En este caso, la conclusión es clara, no solo puso a prueba a la justicia, sino a la democracia misma. Cuando un expresidente logra dilatar su proceso durante años, entre silencios cómplices, maniobras dilatorias y manos amigas dentro del sistema judicial, lo que está en juego no es solo un nombre, sino la credibilidad de todo un país, la ciudadanía merece justicia, no complicidades disfrazadas de formalismos, merece fiscales íntegros y jueces que fallen en derecho. 

Ahora bien, si esos silencios no fueron simples negligencias, sino parte de un presunto cálculo deliberado, estaríamos ante algo mucho más grave, un posible prevaricato, tal y como quedo evidenciado con el sentido del fallo emitido por la jueza Sandra Liliana Heredia, quien dejó que Álvaro Uribe Vélez es culpable. 

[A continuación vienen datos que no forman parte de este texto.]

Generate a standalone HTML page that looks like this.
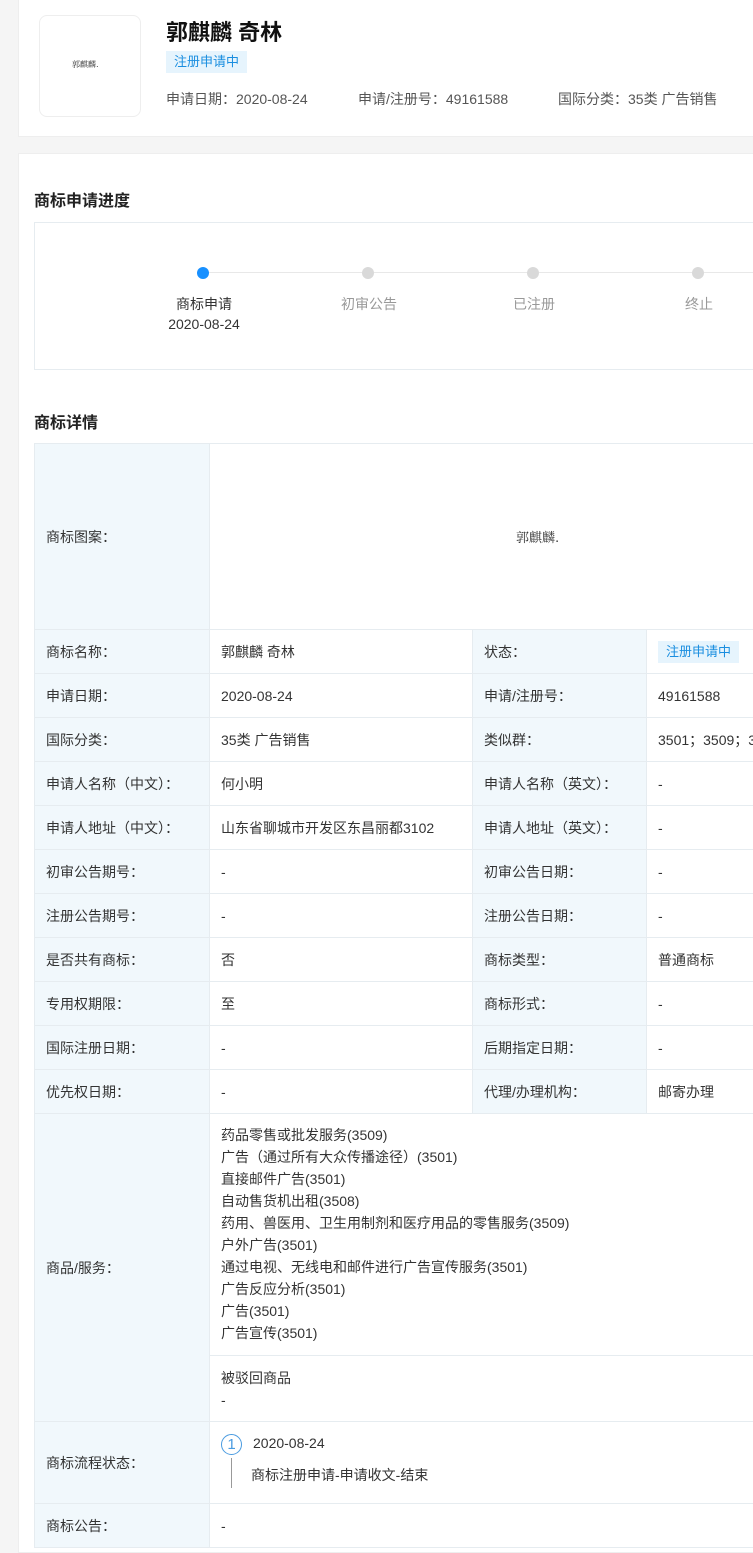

Es aquí donde la historia da un giro simbólicamente demoledor, al igual que Al Capone, Uribe no cayó por los crímenes que más estremecen la memoria del país, masacres, paramilitarismo, espionaje ilegal, sino por el intento desesperado de encubrirlos manipulando la justicia. No fue la sangre derramada, sino la trampa jurídica lo que lo tumbó. Ambos casos revelan que cuando la impunidad se normaliza, basta una grieta, aunque sea menor para que se desate el derrumbe. 

El juicio a Uribe no cierra todas las heridas, pero por primera vez lanza un mensaje contundente, el poder no es sinónimo de inmunidad y aunque la justicia llegó de forma tardía, llegó. Lo que hoy se abre es una compuerta peligrosa para quienes se creían intocables, ojalá este fallo no sea un capítulo aislado, sino la llave maestra que destape los demás expedientes que aún hoy enlodan el nombre de Álvaro Uribe Vélez. Porque si cayó por esto, ¿qué pasará cuando llegue la hora de responder por todo lo demás? Las victimas merecen respuestas.